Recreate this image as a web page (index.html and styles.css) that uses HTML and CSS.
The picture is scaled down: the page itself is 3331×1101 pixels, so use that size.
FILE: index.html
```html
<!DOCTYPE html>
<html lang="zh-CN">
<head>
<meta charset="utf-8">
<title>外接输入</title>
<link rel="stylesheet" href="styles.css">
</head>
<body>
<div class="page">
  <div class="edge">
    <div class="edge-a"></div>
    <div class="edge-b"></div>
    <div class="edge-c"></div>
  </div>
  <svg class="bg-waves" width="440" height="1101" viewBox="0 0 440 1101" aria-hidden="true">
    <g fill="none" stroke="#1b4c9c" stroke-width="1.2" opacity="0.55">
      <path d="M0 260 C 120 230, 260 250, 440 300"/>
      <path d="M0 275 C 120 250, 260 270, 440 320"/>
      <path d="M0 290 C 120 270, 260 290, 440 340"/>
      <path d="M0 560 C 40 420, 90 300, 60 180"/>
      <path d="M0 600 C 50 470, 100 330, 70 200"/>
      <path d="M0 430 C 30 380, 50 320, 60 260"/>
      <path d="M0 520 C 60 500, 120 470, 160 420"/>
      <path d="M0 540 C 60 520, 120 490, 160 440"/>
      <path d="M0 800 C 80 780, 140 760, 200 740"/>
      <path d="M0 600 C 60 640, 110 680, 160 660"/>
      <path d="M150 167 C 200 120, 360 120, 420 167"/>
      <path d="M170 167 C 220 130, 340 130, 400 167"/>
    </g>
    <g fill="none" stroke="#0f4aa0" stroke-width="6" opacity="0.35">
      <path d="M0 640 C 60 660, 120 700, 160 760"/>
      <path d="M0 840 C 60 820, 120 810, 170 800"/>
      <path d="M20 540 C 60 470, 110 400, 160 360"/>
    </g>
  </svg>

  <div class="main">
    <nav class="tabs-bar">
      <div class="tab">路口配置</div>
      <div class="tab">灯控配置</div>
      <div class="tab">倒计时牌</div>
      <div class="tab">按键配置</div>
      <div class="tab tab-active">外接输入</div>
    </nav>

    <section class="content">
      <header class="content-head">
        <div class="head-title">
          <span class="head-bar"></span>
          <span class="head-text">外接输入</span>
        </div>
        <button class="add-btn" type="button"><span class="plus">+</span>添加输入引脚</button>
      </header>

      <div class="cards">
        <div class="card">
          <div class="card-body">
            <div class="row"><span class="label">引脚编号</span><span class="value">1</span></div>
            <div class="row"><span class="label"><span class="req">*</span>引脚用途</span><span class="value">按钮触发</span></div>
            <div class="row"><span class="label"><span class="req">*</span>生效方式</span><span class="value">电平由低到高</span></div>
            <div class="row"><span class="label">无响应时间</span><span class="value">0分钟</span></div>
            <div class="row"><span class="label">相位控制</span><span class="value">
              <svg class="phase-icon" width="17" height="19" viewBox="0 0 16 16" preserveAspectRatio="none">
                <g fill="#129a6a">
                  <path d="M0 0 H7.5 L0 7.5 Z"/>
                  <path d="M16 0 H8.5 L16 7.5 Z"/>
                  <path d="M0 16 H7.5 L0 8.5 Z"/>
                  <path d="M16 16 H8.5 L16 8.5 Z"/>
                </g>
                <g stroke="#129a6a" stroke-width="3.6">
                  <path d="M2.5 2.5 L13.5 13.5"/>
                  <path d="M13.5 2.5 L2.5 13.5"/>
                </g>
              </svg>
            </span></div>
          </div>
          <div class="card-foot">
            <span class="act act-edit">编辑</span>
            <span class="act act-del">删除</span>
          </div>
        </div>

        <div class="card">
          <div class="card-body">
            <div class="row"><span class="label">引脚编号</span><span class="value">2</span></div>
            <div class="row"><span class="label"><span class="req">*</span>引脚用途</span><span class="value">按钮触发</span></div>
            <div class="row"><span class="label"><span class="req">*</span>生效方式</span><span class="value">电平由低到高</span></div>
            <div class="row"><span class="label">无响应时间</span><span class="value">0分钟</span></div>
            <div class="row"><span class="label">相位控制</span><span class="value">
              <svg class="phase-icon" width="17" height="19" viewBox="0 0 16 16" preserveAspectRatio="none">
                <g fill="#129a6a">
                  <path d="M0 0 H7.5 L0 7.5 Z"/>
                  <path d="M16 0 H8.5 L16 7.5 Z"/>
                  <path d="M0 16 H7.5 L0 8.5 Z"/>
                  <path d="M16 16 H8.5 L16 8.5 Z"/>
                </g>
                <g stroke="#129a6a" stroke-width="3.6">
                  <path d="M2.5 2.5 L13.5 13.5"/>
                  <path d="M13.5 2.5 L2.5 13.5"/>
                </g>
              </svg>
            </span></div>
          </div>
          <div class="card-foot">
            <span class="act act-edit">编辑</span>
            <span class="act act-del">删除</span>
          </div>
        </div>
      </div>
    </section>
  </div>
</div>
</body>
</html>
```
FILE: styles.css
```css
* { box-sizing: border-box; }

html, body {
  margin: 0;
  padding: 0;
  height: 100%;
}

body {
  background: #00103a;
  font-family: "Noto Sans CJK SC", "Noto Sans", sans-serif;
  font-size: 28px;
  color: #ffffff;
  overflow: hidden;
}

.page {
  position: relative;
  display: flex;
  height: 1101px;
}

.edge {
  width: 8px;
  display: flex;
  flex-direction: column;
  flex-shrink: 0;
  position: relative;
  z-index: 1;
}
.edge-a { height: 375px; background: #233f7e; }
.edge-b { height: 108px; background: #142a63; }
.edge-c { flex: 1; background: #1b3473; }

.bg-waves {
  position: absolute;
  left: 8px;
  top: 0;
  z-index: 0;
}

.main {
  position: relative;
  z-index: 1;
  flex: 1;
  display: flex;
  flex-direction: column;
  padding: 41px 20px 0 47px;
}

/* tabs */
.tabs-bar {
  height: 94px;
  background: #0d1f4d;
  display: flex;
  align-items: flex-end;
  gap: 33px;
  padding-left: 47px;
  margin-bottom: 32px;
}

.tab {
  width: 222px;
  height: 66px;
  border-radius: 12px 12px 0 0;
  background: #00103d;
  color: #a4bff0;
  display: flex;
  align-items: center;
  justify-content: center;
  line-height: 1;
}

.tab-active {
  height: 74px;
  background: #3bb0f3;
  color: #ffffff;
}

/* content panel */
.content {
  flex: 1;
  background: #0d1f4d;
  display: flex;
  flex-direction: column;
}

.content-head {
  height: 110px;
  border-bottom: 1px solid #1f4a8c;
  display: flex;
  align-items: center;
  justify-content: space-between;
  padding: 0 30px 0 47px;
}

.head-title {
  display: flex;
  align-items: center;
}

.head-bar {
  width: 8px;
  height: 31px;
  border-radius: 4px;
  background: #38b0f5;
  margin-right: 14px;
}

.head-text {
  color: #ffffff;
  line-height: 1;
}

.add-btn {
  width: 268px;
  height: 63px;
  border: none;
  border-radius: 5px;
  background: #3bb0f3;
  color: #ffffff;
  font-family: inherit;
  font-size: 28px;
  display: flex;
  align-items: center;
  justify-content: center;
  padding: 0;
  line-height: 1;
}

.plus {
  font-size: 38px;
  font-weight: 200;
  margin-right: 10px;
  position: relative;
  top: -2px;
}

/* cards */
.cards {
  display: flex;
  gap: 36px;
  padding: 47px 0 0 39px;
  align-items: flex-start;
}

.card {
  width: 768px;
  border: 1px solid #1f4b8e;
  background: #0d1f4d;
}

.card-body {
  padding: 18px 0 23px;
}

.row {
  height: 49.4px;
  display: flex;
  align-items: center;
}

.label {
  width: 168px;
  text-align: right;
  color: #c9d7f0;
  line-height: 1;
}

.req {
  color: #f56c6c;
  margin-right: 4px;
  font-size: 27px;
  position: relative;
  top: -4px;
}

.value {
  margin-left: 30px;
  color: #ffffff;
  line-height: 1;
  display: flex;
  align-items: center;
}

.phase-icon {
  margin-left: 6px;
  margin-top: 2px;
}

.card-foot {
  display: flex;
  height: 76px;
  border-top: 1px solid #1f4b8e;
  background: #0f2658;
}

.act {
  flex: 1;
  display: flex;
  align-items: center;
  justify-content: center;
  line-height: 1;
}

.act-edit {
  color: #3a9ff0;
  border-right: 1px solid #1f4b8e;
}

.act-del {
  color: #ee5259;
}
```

» **WORK TO COMPLETE**: Pick out the lines that contain "index" and copy them.

» **RESPONSE TO THE TASK**:
Recreate this image as a web page (index.html and styles.css) that uses HTML and CSS.
FILE: index.html
  z-index: 1;
  z-index: 0;
  z-index: 1;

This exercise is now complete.